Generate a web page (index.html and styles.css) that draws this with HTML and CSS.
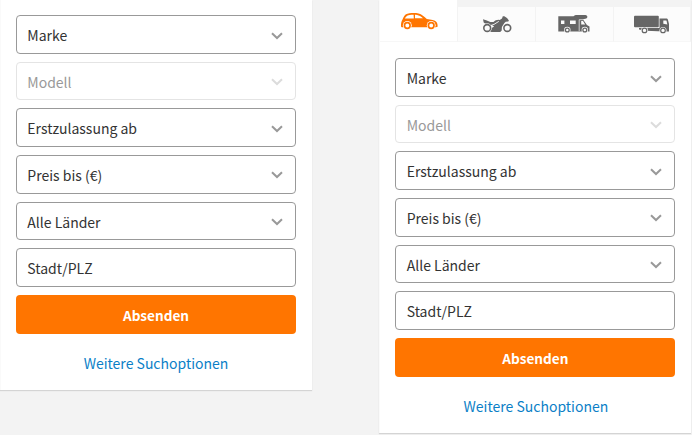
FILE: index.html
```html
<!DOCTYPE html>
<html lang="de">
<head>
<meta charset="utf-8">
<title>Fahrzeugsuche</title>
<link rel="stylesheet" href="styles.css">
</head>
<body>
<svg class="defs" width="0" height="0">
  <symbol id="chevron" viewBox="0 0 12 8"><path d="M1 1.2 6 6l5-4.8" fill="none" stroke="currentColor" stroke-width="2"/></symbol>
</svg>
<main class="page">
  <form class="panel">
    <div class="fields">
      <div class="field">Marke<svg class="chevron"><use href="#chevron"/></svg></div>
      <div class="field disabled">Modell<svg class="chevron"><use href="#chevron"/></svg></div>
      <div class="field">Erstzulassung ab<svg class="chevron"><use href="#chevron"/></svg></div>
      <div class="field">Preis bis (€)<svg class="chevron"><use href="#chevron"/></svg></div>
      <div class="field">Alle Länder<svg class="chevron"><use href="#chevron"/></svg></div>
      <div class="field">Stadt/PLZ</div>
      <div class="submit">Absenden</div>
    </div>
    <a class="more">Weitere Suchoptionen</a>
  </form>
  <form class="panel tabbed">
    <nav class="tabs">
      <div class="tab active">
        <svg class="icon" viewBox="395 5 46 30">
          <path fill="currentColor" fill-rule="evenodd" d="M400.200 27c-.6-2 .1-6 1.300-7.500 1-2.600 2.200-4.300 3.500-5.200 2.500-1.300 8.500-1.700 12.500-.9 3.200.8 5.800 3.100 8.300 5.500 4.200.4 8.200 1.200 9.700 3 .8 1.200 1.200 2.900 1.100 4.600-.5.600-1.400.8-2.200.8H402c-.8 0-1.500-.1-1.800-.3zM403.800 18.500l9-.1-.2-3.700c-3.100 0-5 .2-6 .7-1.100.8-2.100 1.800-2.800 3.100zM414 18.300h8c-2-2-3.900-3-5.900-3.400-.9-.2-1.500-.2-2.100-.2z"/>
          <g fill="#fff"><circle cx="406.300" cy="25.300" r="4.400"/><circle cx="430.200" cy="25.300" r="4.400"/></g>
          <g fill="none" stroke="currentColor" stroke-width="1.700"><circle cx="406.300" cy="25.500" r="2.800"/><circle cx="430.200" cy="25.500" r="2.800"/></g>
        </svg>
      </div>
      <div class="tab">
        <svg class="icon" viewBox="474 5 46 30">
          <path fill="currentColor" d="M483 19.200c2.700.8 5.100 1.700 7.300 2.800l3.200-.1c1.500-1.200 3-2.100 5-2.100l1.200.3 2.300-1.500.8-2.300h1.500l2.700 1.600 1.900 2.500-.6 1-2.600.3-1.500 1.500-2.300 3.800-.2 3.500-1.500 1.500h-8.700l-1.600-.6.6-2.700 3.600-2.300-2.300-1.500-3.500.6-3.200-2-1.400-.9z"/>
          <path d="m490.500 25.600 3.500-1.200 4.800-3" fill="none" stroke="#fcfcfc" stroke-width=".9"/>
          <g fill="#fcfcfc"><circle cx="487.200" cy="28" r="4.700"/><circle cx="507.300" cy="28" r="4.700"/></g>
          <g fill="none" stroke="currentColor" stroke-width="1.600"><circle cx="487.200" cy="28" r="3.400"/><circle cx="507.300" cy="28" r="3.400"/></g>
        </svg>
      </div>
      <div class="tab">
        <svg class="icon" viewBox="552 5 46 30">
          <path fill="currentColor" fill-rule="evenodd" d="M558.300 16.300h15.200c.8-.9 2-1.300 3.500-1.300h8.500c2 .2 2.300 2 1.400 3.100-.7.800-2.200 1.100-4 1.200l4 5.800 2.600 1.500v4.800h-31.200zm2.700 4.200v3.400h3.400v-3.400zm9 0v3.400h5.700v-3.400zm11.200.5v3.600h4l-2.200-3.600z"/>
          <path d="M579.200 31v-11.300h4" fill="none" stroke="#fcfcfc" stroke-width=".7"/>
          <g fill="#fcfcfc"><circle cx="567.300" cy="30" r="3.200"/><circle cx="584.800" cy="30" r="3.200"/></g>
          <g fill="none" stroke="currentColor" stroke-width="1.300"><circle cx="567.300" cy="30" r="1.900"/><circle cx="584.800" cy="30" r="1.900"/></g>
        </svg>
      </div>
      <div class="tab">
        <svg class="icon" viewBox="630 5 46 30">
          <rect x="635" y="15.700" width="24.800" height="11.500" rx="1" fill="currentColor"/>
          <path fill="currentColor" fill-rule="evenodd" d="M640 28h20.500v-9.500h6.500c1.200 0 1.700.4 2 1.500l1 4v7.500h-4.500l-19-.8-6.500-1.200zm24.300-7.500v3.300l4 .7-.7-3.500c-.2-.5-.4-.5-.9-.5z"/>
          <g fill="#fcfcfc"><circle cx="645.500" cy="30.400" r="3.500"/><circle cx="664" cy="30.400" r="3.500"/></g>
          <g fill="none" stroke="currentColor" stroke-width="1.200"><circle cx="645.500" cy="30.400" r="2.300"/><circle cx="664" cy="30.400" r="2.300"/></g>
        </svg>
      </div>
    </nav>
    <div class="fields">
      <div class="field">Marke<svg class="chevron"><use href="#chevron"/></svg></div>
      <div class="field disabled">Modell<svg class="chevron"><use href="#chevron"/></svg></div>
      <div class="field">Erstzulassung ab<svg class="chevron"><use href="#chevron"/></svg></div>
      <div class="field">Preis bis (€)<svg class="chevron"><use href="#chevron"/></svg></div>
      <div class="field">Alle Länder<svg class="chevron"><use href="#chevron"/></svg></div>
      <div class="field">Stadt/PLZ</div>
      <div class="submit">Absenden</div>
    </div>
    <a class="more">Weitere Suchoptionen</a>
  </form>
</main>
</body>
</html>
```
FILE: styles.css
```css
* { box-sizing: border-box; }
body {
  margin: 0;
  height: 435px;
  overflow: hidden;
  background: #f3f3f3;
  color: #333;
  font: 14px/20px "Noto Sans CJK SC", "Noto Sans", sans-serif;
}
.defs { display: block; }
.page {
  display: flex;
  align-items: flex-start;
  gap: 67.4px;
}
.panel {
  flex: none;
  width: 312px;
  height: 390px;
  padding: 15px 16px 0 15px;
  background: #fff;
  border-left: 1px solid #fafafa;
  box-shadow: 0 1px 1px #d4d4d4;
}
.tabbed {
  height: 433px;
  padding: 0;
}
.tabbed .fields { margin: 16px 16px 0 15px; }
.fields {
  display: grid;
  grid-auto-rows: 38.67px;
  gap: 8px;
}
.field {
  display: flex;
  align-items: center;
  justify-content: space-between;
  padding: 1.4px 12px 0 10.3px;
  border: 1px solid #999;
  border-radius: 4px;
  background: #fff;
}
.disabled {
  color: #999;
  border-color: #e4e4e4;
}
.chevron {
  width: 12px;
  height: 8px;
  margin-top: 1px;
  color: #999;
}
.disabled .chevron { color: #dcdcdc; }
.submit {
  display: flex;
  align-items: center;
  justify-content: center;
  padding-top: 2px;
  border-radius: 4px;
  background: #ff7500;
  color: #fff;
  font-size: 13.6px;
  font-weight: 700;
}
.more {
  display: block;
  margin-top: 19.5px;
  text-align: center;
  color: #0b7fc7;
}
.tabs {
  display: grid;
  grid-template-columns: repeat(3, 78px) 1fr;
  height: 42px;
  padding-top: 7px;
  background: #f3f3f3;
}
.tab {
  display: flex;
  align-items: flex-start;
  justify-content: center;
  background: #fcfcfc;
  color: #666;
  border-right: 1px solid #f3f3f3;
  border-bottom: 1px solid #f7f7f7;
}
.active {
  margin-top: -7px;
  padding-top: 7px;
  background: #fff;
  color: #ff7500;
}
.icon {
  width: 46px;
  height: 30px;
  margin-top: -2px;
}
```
--
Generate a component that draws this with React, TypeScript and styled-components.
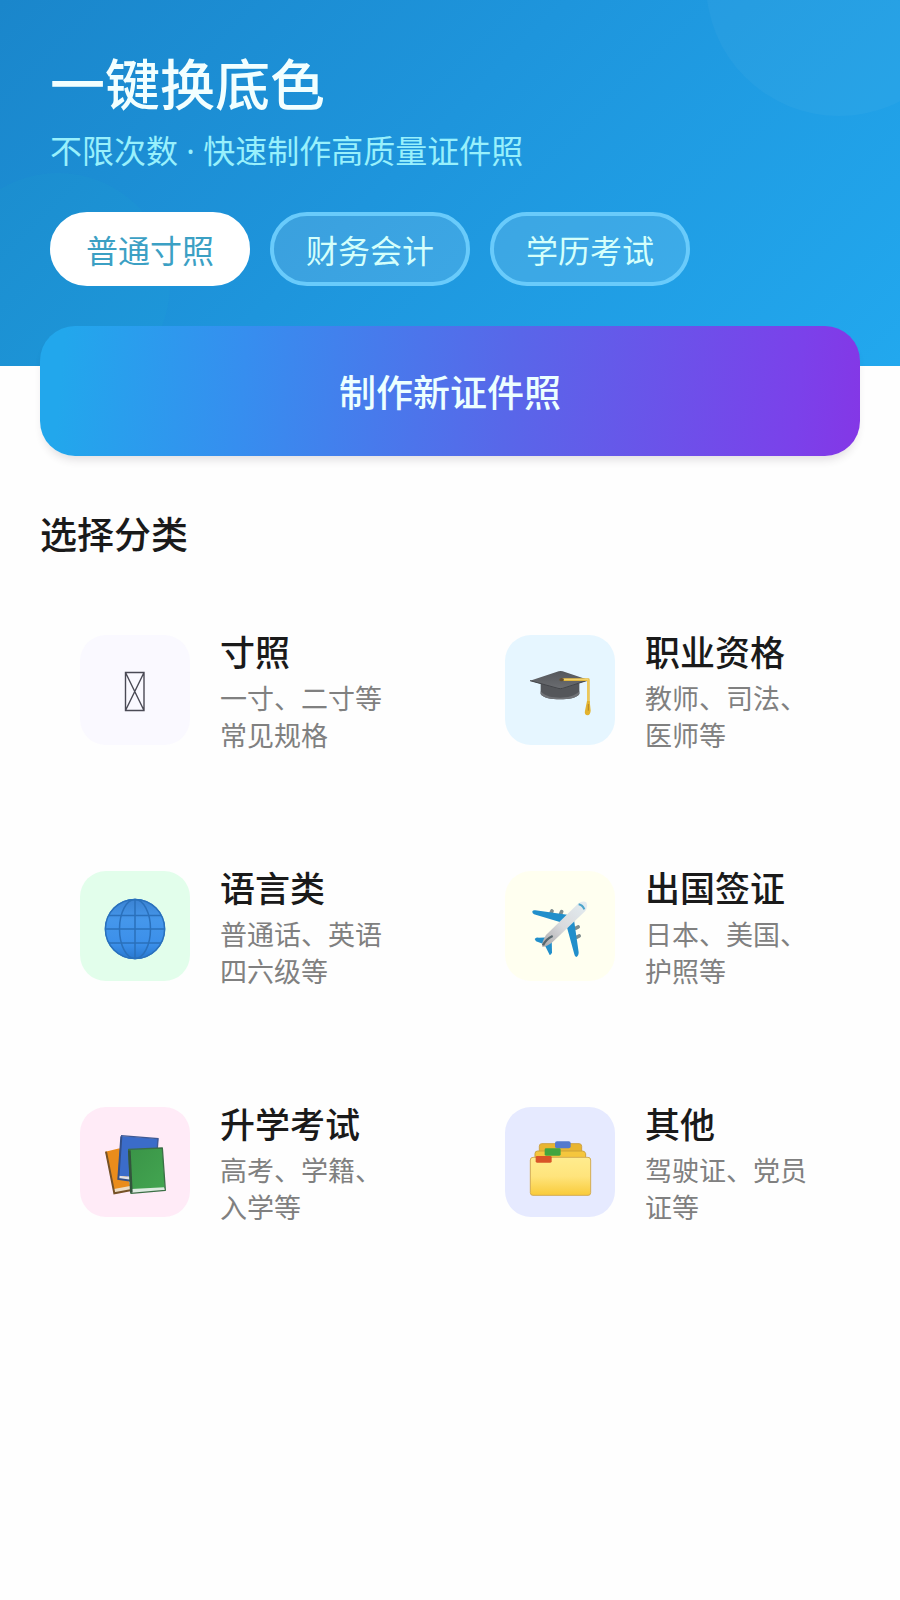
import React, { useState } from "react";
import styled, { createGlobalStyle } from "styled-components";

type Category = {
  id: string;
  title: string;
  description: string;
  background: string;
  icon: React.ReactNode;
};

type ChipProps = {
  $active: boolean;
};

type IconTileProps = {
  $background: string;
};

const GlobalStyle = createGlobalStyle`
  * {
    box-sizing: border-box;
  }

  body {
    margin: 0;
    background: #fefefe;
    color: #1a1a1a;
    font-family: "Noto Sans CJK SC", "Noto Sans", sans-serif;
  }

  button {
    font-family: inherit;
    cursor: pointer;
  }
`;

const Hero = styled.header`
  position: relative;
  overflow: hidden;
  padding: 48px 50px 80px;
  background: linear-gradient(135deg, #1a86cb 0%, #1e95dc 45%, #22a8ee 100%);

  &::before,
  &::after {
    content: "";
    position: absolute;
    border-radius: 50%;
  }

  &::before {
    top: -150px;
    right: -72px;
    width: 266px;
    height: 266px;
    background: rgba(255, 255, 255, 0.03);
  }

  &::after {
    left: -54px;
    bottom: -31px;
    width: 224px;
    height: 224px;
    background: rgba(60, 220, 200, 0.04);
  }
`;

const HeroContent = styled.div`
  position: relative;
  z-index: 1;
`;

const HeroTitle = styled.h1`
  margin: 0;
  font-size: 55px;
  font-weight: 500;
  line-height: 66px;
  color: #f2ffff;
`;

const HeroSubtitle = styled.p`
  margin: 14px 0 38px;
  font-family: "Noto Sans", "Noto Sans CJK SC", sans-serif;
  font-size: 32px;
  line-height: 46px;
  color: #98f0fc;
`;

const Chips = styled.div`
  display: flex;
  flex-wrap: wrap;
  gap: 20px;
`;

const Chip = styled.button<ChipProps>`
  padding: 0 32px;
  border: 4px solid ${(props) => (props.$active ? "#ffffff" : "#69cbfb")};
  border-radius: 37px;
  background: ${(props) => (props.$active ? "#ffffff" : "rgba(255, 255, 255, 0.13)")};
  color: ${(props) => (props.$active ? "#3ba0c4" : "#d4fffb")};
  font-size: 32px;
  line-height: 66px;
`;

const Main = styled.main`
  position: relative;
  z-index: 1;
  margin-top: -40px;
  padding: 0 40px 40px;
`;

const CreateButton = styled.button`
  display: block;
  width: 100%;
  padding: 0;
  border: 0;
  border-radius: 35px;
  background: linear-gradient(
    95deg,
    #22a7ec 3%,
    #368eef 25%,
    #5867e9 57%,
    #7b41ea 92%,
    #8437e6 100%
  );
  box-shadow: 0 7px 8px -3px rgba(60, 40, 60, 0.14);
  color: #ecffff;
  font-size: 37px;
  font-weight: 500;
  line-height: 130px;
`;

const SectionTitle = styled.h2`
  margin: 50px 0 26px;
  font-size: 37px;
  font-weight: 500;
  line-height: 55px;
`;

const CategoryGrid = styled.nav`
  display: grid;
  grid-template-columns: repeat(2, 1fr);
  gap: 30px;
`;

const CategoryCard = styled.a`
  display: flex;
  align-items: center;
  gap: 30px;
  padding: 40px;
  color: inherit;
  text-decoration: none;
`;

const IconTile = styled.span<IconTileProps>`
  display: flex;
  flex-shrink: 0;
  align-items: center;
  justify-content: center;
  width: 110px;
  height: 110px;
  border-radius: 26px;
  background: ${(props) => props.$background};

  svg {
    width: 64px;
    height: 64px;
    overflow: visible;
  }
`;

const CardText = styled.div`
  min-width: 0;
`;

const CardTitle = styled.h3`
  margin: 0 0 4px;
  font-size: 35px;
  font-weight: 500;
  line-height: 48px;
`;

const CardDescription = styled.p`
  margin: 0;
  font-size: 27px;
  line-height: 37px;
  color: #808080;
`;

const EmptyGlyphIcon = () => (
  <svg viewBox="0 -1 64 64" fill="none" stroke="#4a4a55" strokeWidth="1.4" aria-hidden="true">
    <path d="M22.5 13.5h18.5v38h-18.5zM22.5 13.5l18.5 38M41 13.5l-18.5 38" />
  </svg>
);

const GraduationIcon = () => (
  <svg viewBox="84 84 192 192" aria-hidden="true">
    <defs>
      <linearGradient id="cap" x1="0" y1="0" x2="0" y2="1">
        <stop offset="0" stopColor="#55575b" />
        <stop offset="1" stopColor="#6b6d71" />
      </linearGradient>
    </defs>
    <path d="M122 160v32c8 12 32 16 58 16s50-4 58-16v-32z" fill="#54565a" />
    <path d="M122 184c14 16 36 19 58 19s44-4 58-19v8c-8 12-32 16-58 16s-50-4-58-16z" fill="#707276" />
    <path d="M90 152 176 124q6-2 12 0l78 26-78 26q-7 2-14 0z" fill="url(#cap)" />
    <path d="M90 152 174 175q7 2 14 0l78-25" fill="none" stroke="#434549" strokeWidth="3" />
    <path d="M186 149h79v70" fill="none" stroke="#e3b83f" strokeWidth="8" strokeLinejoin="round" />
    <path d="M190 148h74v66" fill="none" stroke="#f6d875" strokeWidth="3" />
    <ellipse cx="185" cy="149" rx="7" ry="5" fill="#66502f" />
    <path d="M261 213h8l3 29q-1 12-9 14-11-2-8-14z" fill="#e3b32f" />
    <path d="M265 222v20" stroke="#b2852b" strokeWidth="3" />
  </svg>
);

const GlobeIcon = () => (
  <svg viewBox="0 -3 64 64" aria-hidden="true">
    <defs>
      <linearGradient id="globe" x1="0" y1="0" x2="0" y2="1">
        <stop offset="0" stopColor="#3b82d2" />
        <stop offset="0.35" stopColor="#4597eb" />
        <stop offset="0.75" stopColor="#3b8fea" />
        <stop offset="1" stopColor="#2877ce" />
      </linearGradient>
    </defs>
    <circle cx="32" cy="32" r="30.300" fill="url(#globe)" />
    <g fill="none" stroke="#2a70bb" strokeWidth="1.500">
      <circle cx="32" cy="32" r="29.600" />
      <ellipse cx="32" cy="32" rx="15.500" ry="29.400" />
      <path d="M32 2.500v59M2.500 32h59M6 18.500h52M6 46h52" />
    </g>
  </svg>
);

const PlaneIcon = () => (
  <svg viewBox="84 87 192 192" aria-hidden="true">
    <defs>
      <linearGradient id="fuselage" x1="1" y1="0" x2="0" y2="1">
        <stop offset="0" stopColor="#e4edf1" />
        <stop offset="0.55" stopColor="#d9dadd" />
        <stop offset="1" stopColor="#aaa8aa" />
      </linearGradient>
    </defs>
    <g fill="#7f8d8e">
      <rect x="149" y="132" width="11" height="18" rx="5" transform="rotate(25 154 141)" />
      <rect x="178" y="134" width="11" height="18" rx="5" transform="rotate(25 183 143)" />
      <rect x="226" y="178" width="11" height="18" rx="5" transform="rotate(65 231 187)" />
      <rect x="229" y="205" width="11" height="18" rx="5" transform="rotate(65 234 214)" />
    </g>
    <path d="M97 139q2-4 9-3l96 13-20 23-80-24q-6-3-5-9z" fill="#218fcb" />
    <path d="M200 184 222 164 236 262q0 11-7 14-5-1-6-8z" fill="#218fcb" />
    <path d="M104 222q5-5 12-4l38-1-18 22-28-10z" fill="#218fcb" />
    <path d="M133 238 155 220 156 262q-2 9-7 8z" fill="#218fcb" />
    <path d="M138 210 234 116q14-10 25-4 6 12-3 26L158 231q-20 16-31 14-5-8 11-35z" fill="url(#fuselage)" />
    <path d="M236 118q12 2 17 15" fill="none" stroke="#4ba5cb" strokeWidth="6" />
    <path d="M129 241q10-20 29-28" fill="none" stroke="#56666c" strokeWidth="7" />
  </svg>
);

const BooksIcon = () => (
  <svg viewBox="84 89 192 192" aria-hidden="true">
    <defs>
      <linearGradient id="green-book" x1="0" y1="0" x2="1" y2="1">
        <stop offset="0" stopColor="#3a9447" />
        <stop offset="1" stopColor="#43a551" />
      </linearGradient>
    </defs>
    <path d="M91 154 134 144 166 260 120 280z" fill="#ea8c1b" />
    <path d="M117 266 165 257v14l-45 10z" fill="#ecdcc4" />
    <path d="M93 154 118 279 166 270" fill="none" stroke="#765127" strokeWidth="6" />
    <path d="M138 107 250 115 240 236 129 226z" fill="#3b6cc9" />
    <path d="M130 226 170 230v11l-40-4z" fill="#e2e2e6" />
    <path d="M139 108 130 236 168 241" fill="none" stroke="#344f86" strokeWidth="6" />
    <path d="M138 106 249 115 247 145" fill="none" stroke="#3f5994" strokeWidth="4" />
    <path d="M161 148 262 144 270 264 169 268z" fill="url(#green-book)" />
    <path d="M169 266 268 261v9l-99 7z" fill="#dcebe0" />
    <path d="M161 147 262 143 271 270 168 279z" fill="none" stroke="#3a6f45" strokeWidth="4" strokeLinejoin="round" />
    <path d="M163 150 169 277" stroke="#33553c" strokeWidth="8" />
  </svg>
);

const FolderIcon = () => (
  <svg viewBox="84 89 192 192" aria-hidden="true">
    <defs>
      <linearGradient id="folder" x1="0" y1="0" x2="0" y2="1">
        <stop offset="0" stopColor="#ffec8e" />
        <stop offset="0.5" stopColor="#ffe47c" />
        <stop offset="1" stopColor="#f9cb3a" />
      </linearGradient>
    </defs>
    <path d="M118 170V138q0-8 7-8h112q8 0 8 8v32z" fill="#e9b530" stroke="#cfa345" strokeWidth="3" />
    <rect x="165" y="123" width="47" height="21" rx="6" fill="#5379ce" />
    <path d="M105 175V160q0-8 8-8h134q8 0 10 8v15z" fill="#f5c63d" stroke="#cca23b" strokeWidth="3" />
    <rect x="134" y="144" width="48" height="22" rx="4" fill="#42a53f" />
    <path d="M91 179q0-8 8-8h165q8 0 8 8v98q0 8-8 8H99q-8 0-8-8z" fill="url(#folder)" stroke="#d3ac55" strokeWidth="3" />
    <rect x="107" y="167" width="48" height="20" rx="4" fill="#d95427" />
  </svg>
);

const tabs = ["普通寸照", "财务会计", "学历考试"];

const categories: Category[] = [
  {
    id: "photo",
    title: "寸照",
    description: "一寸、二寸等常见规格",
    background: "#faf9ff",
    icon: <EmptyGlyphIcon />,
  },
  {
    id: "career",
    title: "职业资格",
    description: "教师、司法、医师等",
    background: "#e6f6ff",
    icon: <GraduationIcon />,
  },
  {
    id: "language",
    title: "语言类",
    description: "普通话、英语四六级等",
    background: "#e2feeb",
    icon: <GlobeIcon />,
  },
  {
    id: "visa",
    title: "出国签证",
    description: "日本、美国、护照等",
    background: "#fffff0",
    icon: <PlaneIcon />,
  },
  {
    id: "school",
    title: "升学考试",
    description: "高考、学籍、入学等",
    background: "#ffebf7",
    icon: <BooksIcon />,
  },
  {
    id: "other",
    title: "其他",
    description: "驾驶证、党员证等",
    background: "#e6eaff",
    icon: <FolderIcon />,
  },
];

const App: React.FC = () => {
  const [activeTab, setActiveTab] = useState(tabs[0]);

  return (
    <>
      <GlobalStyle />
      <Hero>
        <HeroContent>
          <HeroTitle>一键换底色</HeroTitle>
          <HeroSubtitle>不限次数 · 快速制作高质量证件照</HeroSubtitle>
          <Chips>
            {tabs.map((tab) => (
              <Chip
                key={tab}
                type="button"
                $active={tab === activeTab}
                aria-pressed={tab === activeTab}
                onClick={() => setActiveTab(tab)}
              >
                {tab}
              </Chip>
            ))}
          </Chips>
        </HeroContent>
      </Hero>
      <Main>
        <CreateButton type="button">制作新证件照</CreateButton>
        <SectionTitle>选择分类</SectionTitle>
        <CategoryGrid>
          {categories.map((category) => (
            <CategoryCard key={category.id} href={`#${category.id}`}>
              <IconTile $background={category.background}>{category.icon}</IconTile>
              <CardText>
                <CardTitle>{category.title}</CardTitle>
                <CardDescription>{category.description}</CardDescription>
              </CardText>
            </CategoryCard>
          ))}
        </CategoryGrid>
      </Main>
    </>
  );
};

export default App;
--
WHAT NEEDS TO BE DONE | Lines of the material that contain the word "Generate" are to be gathered.

WRITTEN RESPONSE |
Generate a web page (index.html and styles.css) that draws this with HTML and CSS.
Generate a component that draws this with React, TypeScript and styled-components.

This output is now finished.